The Saudi air campaign has failed to halt the southward drive of the insurgents, and Houthi infantry and armor moved into central Aden Wednesday. Houthi forces, which are loosely tied to Iran, seized government fortifications that look down upon the strategic Bab el Mandeb strait Tuesday night.

The occupation by the Houthi forces of a strategically critical portion of the Arabian peninsula, sitting alongside the main US ally in the region and overlooking the narrow waters of the strait where huge volumes of oil, grain, and other commodities pass daily, makes clear the regional and global ramifications of the ongoing crisis.

There have been numerous reports that Saudi Arabia and Egypt would spearhead a ground invasion once military planners have determined that airstrikes on military bases, weapons stockpiles and air defenses have made the Houthis sufficiently vulnerable. Yemeni Foreign Minister Riyadh Yassin, loyal to Hadi, repeated calls for an invasion on the grounds that “at some stage air strikes will be ineffective.”

Plans for the impending invasion reportedly outlined by Saudi military planners would aim to reconquer southern areas of the country from the Shiite militants, and use these areas as staging grounds for the creation of a new proxy army inside Yemen.

US officials announced Tuesday that they would approve arms and equipment shipments to the Egyptian military government of President Abdel Fattah Al Sisi, whose regime has overseen mass killings, detention and torture of tens of thousands since coming to power in 2013. With the shipment of arms and weaponry, the US is giving its assent to preparations for a ground invasion of Yemen, which would draw in troops from throughout the region.

The threat of a massive new ground war in the Arabian peninsula, with the potential to kill tens or hundreds of thousands of Yemenis, comes amid broader preparations for escalating US military intervention in Syria and growing clamor within sections of the US ruling elite for war against Iran.

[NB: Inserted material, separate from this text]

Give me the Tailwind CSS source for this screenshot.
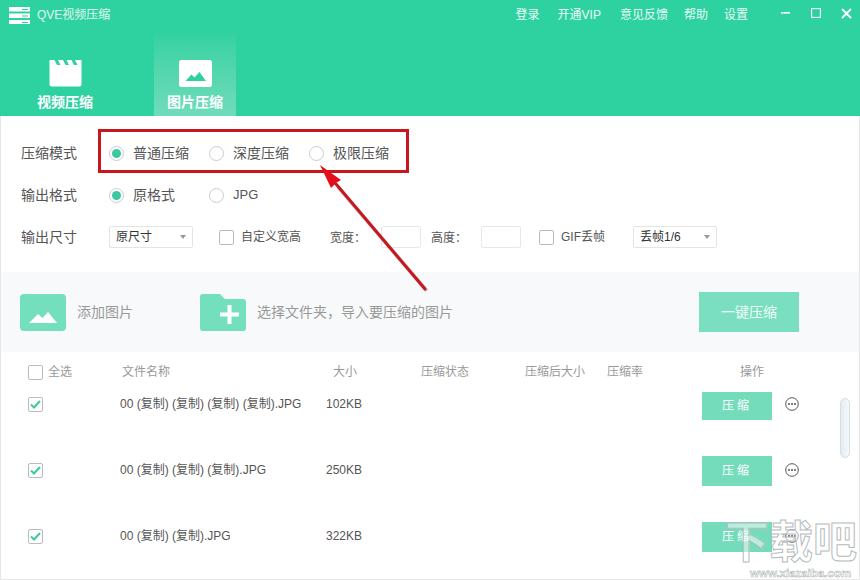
<!DOCTYPE html>
<html lang="zh-CN">

<head>
    <meta charset="UTF-8">
    <title>QVE视频压缩</title>
    <script src="https://cdn.jsdelivr.net/npm/@tailwindcss/browser@4"></script>
</head>

<body class="w-[860px] h-[580px] overflow-hidden bg-white text-[14px] text-[#555] font-['Liberation_Sans','Noto_Sans_CJK_SC',sans-serif]">
    <div class="relative w-[860px] h-[580px] flex flex-col overflow-hidden">
        <!-- header -->
        <header class="h-[116px] shrink-0 bg-[#2ed1a0] text-white flex flex-col">
            <div class="h-[30px] flex items-center pl-[9px] pr-[9px]">
                <svg width="22" height="17" viewBox="0 0 22 17" fill="#fff">
                    <rect x="0" y="0" width="21" height="4.500" />
                    <rect x="0" y="6.500" width="21" height="4.500" />
                    <rect x="0" y="13" width="21" height="4.500" />
                    <rect x="13" y="2" width="6" height="1" fill="#2ed1a0" />
                    <rect x="13" y="8.500" width="6" height="1" fill="#2ed1a0" />
                    <rect x="13" y="15" width="6" height="1" fill="#2ed1a0" />
                </svg>
                <span class="ml-[6px] text-[12px] text-white/85">QVE视频压缩</span>
                <nav class="ml-auto flex items-center text-[12px] text-white/90">
                    <span class="mr-[18px]">登录</span>
                    <span class="mr-[19px]">开通VIP</span>
                    <span class="mr-[16px]">意见反馈</span>
                    <span class="mr-[16px]">帮助</span>
                    <span class="mr-[33px]">设置</span>
                </nav>
                <div class="flex items-center gap-[20px] mb-[4px] mr-[-1px]">
                    <svg width="10" height="10" viewBox="0 0 10 10"><rect x="0" y="4" width="9" height="1.600" fill="#fff" /></svg>
                    <svg width="10" height="10" viewBox="0 0 10 10"><rect x="0.600" y="0.600" width="8.800" height="8.800" fill="none" stroke="#fff" stroke-width="1.100" /></svg>
                    <svg width="11" height="11" viewBox="0 0 11 11"><path d="M1 1 10 10M10 1 1 10" stroke="#fff" stroke-width="1.800" /></svg>
                </div>
            </div>
            <div class="flex-1 flex pl-[16px] min-h-0">
                <div class="w-[98px] flex flex-col items-center pt-[30px]">
                    <svg width="33" height="27" viewBox="0 0 33 27" fill="#fff">
                        <path d="M1.500 0h4l2.500 5h3.500L9 0h5l2.500 5h3.500L17.500 0h5l2.500 5h3.500L26 0h6.500v24.500a2 2 0 0 1-2 2H2.500a2 2 0 0 1-2-2V1.500a1 1 0 0 1 1-1.500z" />
                    </svg>
                    <span class="mt-[7px] text-[14px] font-bold leading-[17px]">视频压缩</span>
                </div>
                <div class="ml-[40px] w-[82px] flex flex-col items-center pt-[30px] bg-gradient-to-b from-[#2ed1a0] to-[#6fdcbb]">
                    <svg width="33" height="27" viewBox="0 0 33 27">
                        <rect width="33" height="27" rx="2.500" fill="#fff" />
                        <path d="M6.500 21 12.500 14.500 15.500 17.500 20.500 12 27 21z" fill="#2ed1a0" />
                    </svg>
                    <span class="mt-[7px] text-[14px] font-bold leading-[17px]">图片压缩</span>
                </div>
            </div>
        </header>

        <!-- options -->
        <section class="h-[156px] shrink-0 pl-[21px] pt-[25px] flex flex-col shadow-[inset_1px_0_0_#e6e6e6,inset_-1px_0_0_#e6e6e6]">
            <div class="h-[24px] flex items-center">
                <span class="w-[88px]">压缩模式</span>
                <span class="w-[100px] flex items-center"><span class="w-[15px] h-[15px] rounded-full border border-[#ccc] flex items-center justify-center"><span class="w-[9px] h-[9px] rounded-full bg-[#3cc8a0]"></span></span><span class="ml-[9px]">普通压缩</span></span>
                <span class="w-[100px] flex items-center"><span class="w-[15px] h-[15px] rounded-full border border-[#ccc]"></span><span class="ml-[9px]">深度压缩</span></span>
                <span class="flex items-center"><span class="w-[15px] h-[15px] rounded-full border border-[#ccc]"></span><span class="ml-[9px]">极限压缩</span></span>
            </div>
            <div class="h-[24px] mt-[18px] flex items-center">
                <span class="w-[88px]">输出格式</span>
                <span class="w-[100px] flex items-center"><span class="w-[15px] h-[15px] rounded-full border border-[#ccc] flex items-center justify-center"><span class="w-[9px] h-[9px] rounded-full bg-[#3cc8a0]"></span></span><span class="ml-[9px]">原格式</span></span>
                <span class="flex items-center"><span class="w-[15px] h-[15px] rounded-full border border-[#ccc]"></span><span class="ml-[9px] text-[13px]">JPG</span></span>
            </div>
            <div class="h-[24px] mt-[18px] flex items-center text-[12px]">
                <span class="w-[88px] text-[14px]">输出尺寸</span>
                <span class="w-[84px] h-[22px] border border-[#e4e4e4] rounded-[2px] flex items-center pl-[6px] text-[#333]">原尺寸<span class="ml-auto mr-[6px] w-0 h-0 border-x-[3px] border-x-transparent border-t-[4px] border-t-[#999]"></span></span>
                <span class="ml-[26px] w-[15px] h-[15px] border border-[#bbb] rounded-[2px]"></span>
                <span class="ml-[7px] w-[89px]">自定义宽高</span>
                <span class="w-[51px]">宽度<span class="font-['Noto_Sans_CJK_TC']">：</span></span>
                <span class="w-[40px] h-[22px] border border-[#e8e8e8] rounded-[2px]"></span>
                <span class="ml-[10px] w-[50px]">高度<span class="font-['Noto_Sans_CJK_TC']">：</span></span>
                <span class="w-[40px] h-[22px] border border-[#e8e8e8] rounded-[2px]"></span>
                <span class="ml-[18px] w-[15px] h-[15px] border border-[#bbb] rounded-[2px]"></span>
                <span class="ml-[7px] w-[72px]">GIF丢帧</span>
                <span class="w-[84px] h-[22px] border border-[#e4e4e4] rounded-[2px] flex items-center pl-[6px] text-[#333]">丢帧1/6<span class="ml-auto mr-[6px] w-0 h-0 border-x-[3px] border-x-transparent border-t-[4px] border-t-[#999]"></span></span>
            </div>
        </section>

        <!-- toolbar -->
        <section class="h-[80px] shrink-0 bg-[#f7f9fa] flex items-center pl-[20px] text-[#999] shadow-[inset_1px_0_0_#e6e6e6,inset_-1px_0_0_#e6e6e6]">
            <svg width="46" height="37" viewBox="0 0 46 37">
                <rect width="46" height="37" rx="4" fill="#73dfbd" />
                <path d="M9 29 18 20 22.500 24 28 18 37 29z" fill="#fff" />
            </svg>
            <span class="ml-[11px] w-[123px]">添加图片</span>
            <svg width="46" height="37" viewBox="0 0 46 37">
                <path d="M0 3a3 3 0 0 1 3-3h17l5 5h18a3 3 0 0 1 3 3v26a3 3 0 0 1-3 3H3a3 3 0 0 1-3-3z" fill="#73dfbd" />
                <path d="M27.500 11h4v7.500H39v4h-7.500V30h-4v-7.500H20v-4h7.500z" fill="#fff" />
            </svg>
            <span class="ml-[11px] w-[442px]">选择文件夹<span class="font-['Noto_Sans_CJK_TC']">，</span>导入要压缩的图片</span>
            <span class="w-[100px] h-[40px] bg-[#79dfc0] text-white/90 flex items-center justify-center">一键压缩</span>
        </section>

        <!-- file table -->
        <section class="flex-1 min-h-0 relative text-[12px] shadow-[inset_1px_0_0_#e6e6e6,inset_-1px_0_0_#e6e6e6,inset_0_-1px_0_#e6e6e6]">
            <div class="h-[38px] pt-[2px] flex items-center text-[#999]">
                <span class="ml-[28px] w-[15px] h-[15px] border border-[#bbb] rounded-[2px]"></span>
                <span class="ml-[5px] w-[74px]">全选</span>
                <span class="w-[211px]">文件名称</span>
                <span class="w-[88px]">大小</span>
                <span class="w-[104px]">压缩状态</span>
                <span class="w-[82px]">压缩后大小</span>
                <span class="w-[133px]">压缩率</span>
                <span>操作</span>
            </div>
            <div class="flex flex-col gap-[38px]">
                <div class="h-[28px] flex items-center">
                    <span class="ml-[28px] w-[15px] h-[15px] border border-[#bbb] rounded-[2px] flex items-center justify-center"><svg width="11" height="9" viewBox="0 0 11 9"><path d="M1 4.500 4 7.500 10 1" fill="none" stroke="#3cc8a0" stroke-width="2" /></svg></span>
                    <span class="ml-[77px] w-[206px]">00 (复制) (复制) (复制) (复制).JPG</span>
                    <span class="w-[376px]">102KB</span>
                    <span class="w-[70px] h-[28px] mt-[4px] bg-[#74dcbb] text-white flex items-center justify-center tracking-[3px]">压缩</span>
                    <svg class="ml-[13px]" width="14" height="14" viewBox="0 0 14 14"><circle cx="7" cy="7" r="6.300" fill="none" stroke="#555" /><circle cx="4" cy="7" r="1" fill="#555" /><circle cx="7" cy="7" r="1" fill="#555" /><circle cx="10" cy="7" r="1" fill="#555" /></svg>
                </div>
                <div class="h-[28px] flex items-center">
                    <span class="ml-[28px] w-[15px] h-[15px] border border-[#bbb] rounded-[2px] flex items-center justify-center"><svg width="11" height="9" viewBox="0 0 11 9"><path d="M1 4.500 4 7.500 10 1" fill="none" stroke="#3cc8a0" stroke-width="2" /></svg></span>
                    <span class="ml-[77px] w-[206px]">00 (复制) (复制) (复制).JPG</span>
                    <span class="w-[376px]">250KB</span>
                    <span class="w-[70px] h-[30px] mt-[2px] bg-[#74dcbb] text-white flex items-center justify-center tracking-[3px]">压缩</span>
                    <svg class="ml-[13px]" width="14" height="14" viewBox="0 0 14 14"><circle cx="7" cy="7" r="6.300" fill="none" stroke="#555" /><circle cx="4" cy="7" r="1" fill="#555" /><circle cx="7" cy="7" r="1" fill="#555" /><circle cx="10" cy="7" r="1" fill="#555" /></svg>
                </div>
                <div class="h-[28px] flex items-center">
                    <span class="ml-[28px] w-[15px] h-[15px] border border-[#bbb] rounded-[2px] flex items-center justify-center"><svg width="11" height="9" viewBox="0 0 11 9"><path d="M1 4.500 4 7.500 10 1" fill="none" stroke="#3cc8a0" stroke-width="2" /></svg></span>
                    <span class="ml-[77px] w-[206px]">00 (复制) (复制).JPG</span>
                    <span class="w-[376px]">322KB</span>
                    <span class="w-[70px] h-[30px] mt-[2px] bg-[#74dcbb] text-white flex items-center justify-center tracking-[3px]">压缩</span>
                    <svg class="ml-[13px]" width="14" height="14" viewBox="0 0 14 14"><circle cx="7" cy="7" r="6.300" fill="none" stroke="#555" /><circle cx="4" cy="7" r="1" fill="#555" /><circle cx="7" cy="7" r="1" fill="#555" /><circle cx="10" cy="7" r="1" fill="#555" /></svg>
                </div>
            </div>
            <!-- scrollbar -->
            <div class="absolute left-[840px] top-[46px] w-[10px] h-[60px] rounded-full border border-[#d5dde5] bg-gradient-to-r from-[#e4ecf2] to-[#f6f9fb]"></div>
        </section>

        <!-- annotation -->
        <div class="absolute left-[98px] top-[129px] w-[311px] h-[44px] border-[3px] border-[#c8161e]"></div>
        <svg class="absolute left-[300px] top-[160px]" width="140" height="140" viewBox="0 0 140 140">
            <path d="M127 131 38 27" stroke="#000" stroke-opacity="0.18" stroke-width="4" />
            <path d="M125 129 36 24" stroke="#c8161e" stroke-width="3" stroke-linecap="round" />
            <path d="M20 5 41 20 36 23 31 28z" fill="#e3101c" />
        </svg>

        <!-- watermark -->
        <div class="absolute left-[725px] top-[521px] text-[44px] leading-none font-bold text-white/50 [-webkit-text-stroke:1px_#b5bcbc]">下载吧</div>
        <div class="absolute left-[750px] bottom-[1px] text-[11.500px] leading-none font-bold text-white/70 [-webkit-text-stroke:0.5px_#a8b0b0]">www.xiazaiba.com</div>
    </div>
</body>

</html>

The Pentagon is deploying the Army’s 5th Special Forces Group to Jordan to establish a “multinational special operations task force,” which will train fighters for the civil war the US has fomented against Syrian President Bashar Al Assad since 2011.

US military leaders are increasingly demanding that the White House authorize the deployment of “large formations” of Special Operations troops to CIA and Pentagon-run training camps in Jordan and Iraq which serve as staging areas for the war against Assad, according to a high ranking Special Forces officer who spoke to Foreign Affairs .

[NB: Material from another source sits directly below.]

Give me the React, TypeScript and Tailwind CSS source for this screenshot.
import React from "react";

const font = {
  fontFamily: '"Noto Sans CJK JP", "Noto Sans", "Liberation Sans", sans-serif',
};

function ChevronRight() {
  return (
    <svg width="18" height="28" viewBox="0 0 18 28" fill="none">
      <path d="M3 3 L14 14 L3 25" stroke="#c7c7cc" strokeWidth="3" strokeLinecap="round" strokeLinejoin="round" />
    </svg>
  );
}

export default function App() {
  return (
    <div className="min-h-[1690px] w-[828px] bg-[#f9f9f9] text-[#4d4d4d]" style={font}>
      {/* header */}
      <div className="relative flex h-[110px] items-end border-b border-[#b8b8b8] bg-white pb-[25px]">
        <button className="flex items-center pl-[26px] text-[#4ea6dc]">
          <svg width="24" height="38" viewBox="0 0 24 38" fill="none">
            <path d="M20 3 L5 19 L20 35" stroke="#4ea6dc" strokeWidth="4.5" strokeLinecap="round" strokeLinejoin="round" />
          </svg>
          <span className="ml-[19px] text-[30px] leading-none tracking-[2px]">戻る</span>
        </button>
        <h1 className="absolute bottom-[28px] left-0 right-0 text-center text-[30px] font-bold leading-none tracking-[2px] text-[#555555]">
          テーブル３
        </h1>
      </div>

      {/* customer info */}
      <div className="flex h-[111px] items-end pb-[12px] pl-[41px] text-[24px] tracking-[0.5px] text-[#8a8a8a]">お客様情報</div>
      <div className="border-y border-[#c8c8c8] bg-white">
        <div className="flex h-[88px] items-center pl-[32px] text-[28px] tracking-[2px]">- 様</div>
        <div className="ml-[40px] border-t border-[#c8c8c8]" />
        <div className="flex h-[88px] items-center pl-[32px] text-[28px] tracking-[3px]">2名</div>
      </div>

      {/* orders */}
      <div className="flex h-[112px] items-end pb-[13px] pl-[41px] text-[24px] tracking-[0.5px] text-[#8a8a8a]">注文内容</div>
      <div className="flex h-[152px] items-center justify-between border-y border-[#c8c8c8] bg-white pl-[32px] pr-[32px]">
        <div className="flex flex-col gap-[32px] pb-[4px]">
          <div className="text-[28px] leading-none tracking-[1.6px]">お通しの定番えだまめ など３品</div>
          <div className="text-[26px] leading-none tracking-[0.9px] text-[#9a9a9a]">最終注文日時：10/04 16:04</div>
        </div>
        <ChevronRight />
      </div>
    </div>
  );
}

The crisis in Yemen is an acute manifestation of the intensifying breakdown of the US-dominated political order in the Middle East. In spite of intense efforts by the US to prop up the dictatorship of Ali Abdullah Saleh, destabilized by Arab Spring demonstrators in 2011, the longtime leader was pushed from power and eventually replaced by then Vice President Hadi.

While Hadi garners backing from Saudi Arabia and the United States, he lacks any broad support amongst the population within Yemen. Hadi has been forced out of the country less than three years after winning a one-man election, staged as the culmination of a supposedly democratic transition process orchestrated by American imperialism and the Saudi monarchy.

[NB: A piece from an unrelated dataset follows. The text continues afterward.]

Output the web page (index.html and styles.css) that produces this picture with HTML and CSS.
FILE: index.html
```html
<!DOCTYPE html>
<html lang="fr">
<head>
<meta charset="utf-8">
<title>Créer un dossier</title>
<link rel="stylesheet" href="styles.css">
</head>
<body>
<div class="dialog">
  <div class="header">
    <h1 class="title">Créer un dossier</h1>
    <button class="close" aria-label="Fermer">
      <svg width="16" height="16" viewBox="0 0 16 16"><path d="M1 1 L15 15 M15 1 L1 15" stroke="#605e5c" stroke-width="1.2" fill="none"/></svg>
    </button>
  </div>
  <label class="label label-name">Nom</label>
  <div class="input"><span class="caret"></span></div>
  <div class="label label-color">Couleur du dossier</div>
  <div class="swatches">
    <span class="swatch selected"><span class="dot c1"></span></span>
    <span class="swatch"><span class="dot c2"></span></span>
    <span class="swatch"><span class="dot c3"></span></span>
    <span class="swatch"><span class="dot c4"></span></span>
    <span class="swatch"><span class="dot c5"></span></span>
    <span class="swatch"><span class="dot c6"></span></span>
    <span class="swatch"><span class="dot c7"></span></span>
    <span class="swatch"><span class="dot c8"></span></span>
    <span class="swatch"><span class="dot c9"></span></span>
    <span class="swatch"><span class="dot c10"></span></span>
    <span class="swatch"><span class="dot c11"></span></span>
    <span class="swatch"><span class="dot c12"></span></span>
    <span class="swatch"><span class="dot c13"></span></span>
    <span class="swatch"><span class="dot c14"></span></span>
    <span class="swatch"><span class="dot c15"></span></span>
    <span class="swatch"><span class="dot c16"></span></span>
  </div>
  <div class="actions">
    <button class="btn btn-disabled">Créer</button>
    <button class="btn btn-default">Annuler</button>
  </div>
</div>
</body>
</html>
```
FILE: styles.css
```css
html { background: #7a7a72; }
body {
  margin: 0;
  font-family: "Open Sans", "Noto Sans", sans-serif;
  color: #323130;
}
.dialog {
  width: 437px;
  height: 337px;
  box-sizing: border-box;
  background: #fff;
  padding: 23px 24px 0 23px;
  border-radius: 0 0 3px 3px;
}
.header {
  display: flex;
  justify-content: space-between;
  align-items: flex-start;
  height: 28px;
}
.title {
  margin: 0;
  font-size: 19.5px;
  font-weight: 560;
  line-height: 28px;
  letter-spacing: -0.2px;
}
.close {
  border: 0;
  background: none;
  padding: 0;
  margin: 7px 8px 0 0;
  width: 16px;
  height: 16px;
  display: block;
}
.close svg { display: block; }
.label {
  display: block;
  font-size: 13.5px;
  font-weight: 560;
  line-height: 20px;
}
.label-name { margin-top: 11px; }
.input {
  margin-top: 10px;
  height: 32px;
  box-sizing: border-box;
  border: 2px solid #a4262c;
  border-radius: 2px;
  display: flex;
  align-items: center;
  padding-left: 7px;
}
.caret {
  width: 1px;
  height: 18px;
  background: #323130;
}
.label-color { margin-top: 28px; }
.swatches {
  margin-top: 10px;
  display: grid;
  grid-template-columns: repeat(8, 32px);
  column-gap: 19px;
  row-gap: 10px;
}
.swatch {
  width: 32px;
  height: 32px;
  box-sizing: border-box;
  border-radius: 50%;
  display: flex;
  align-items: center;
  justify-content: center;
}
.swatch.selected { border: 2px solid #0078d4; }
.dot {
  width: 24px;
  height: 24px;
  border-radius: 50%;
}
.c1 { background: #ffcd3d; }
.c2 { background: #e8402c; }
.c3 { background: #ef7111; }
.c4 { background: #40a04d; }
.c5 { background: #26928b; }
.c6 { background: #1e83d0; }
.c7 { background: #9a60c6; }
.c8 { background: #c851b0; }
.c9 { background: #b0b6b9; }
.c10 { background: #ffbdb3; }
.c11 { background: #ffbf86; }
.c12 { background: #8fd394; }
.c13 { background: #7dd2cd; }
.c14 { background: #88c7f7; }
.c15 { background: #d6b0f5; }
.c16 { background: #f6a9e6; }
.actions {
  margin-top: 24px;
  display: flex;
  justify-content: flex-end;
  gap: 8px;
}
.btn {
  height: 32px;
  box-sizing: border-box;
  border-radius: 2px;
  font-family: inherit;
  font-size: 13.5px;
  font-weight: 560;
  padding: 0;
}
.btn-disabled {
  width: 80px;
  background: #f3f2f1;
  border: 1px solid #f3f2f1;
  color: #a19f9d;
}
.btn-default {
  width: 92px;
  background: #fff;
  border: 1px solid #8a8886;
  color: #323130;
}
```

Hadi fled Sanaa for his stronghold of Aden earlier in February and finally last week he fled Yemen for Saudi Arabia after his compound came under attack by planes commanded by forces loyal to Saleh, who has backed the Houthis.

Despite extensive financial and military support for the Yemeni security apparatus and more than a decade of secret US drone strikes inside the country against Al Qaeda in the Arabian Peninsula and other anti-government militias, the Iranian-supported Houthi militants have been able to rapidly overrun much of the country’s western provinces.

In response to the collapse of their puppet government they patched together in 2012, the US and the savage monarchies and dictatorships which serve as its regional gendarmes are now preparing an escalation of the slaughter in Yemen. The response of US imperialism and its proxies to growing disorder is to launch yet another major sub-regional war that has the potential to set off a military conflagration engulfing societies across North Africa and Central Asia.